■ SHORT TASK
Bring together all lines of the material below that contain the string "Reproduce".

■ DATA EXTRACT

────────────────

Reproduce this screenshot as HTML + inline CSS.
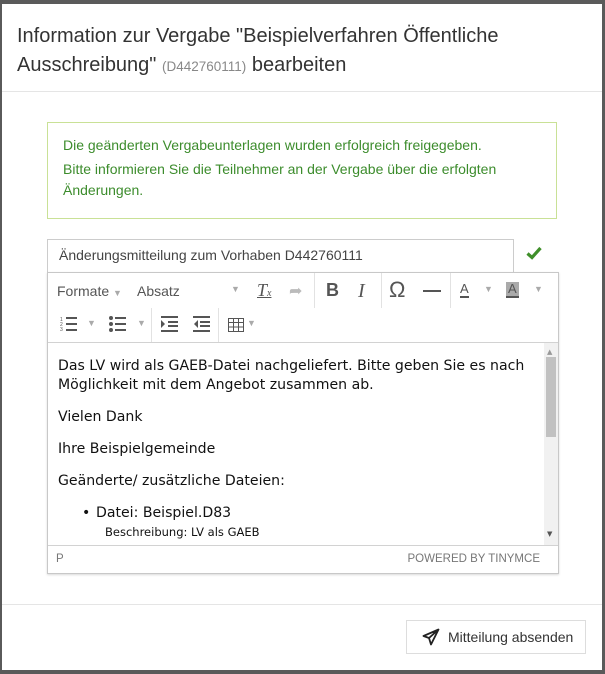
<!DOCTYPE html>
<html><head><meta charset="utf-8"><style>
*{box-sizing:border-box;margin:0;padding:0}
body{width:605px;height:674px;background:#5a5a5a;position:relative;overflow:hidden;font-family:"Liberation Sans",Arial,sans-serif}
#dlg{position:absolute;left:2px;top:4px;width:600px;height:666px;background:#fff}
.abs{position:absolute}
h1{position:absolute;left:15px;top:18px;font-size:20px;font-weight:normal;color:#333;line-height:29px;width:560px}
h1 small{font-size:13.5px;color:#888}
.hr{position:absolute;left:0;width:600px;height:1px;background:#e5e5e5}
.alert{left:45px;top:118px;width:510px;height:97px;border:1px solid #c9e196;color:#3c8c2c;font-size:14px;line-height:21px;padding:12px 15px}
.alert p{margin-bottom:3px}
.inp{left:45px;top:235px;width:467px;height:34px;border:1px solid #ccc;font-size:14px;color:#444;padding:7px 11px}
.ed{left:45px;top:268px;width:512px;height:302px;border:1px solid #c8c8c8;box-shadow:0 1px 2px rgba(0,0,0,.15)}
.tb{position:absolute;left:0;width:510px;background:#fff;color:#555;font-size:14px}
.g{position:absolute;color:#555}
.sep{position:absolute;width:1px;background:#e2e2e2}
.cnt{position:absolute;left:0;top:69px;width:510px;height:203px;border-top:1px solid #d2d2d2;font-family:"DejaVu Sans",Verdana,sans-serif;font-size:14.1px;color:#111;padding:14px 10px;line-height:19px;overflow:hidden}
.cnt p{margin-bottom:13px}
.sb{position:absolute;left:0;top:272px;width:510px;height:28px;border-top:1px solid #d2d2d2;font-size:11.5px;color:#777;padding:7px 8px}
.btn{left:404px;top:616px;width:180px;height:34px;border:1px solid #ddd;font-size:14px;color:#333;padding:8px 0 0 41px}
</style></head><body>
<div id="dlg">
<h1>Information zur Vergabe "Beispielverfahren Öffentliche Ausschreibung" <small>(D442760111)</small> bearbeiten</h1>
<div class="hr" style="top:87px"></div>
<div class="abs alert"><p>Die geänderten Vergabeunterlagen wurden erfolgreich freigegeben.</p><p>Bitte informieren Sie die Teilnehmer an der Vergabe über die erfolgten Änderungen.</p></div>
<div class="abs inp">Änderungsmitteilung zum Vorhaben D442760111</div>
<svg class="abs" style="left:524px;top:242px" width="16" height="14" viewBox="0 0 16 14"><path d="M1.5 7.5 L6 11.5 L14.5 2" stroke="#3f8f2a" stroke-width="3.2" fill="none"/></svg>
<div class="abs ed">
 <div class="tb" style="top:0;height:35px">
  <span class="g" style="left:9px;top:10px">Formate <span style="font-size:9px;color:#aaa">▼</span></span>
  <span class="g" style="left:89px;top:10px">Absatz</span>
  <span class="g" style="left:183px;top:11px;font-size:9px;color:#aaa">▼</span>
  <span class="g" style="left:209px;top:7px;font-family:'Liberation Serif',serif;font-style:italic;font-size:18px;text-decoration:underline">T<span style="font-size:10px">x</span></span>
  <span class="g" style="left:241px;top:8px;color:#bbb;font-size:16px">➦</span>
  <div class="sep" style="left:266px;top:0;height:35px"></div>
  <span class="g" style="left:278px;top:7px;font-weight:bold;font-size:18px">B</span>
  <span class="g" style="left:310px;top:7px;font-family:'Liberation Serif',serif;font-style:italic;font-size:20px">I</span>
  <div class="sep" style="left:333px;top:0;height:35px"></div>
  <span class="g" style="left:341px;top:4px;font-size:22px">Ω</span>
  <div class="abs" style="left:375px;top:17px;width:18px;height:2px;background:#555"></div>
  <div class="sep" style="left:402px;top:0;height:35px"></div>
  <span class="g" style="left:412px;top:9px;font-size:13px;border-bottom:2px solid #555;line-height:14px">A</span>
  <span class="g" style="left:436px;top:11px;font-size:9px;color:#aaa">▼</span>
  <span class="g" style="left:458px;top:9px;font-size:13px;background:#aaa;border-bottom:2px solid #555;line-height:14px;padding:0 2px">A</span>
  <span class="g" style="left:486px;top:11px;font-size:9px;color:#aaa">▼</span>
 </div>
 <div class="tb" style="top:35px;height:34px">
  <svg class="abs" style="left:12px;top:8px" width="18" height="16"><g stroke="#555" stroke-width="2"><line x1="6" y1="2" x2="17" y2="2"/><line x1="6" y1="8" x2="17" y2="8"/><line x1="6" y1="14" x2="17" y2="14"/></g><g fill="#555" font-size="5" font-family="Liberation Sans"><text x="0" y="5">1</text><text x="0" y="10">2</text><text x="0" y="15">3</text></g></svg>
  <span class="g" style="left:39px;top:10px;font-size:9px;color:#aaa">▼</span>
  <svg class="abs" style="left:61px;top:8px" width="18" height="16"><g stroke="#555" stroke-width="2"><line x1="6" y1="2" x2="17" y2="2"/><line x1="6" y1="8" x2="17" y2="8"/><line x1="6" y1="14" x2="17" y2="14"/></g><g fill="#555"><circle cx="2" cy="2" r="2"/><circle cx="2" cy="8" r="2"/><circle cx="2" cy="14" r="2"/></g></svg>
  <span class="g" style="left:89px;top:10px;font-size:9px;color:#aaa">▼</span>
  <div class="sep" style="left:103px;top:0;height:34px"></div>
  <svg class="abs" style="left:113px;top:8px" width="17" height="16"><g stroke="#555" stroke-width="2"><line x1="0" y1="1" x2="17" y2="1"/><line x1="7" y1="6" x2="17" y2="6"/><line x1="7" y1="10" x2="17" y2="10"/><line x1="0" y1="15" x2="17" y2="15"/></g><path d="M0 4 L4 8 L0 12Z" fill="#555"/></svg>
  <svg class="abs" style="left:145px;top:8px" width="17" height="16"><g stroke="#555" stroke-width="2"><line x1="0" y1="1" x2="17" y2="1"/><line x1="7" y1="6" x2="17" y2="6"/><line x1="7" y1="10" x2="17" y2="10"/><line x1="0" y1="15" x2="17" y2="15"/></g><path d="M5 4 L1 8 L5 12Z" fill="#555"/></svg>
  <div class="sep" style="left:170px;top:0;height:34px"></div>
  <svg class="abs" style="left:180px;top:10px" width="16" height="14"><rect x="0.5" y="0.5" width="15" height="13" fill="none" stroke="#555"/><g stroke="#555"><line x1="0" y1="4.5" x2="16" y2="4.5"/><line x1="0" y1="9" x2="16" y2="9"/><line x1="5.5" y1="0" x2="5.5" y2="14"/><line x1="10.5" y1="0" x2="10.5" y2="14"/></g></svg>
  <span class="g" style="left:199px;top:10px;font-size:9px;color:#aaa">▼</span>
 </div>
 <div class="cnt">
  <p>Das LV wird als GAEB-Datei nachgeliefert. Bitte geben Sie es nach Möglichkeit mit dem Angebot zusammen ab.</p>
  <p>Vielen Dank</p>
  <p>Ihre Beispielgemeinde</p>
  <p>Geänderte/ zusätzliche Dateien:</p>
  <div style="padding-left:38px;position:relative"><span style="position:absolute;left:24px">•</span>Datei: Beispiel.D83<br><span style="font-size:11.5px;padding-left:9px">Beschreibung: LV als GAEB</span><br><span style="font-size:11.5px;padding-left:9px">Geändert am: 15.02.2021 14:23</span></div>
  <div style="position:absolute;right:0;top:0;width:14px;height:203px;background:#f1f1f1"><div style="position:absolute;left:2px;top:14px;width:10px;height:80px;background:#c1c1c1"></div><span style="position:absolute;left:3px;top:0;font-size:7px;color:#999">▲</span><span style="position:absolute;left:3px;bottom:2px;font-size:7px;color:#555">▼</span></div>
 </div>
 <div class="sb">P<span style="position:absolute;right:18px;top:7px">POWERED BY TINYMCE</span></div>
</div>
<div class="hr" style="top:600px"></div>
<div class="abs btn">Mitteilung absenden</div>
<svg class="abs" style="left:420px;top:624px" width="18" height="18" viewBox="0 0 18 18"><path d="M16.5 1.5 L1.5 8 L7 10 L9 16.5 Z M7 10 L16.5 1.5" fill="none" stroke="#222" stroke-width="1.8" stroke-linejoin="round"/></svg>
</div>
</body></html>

────────────────

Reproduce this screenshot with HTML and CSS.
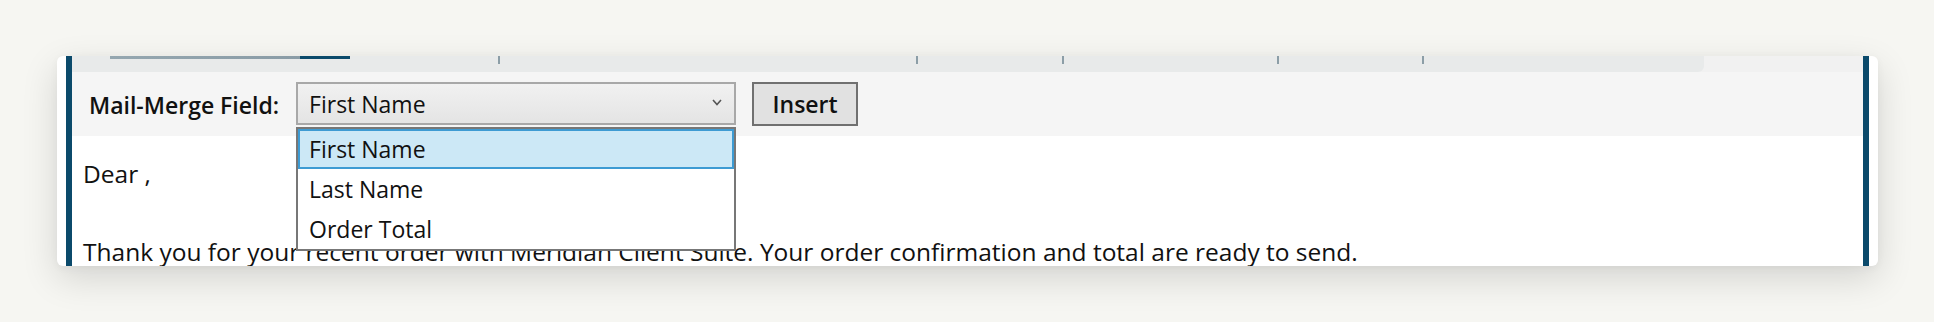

────────────────

■ COMPLETED TASK
Reproduce this screenshot as HTML + inline CSS.
Reproduce this screenshot with HTML and CSS.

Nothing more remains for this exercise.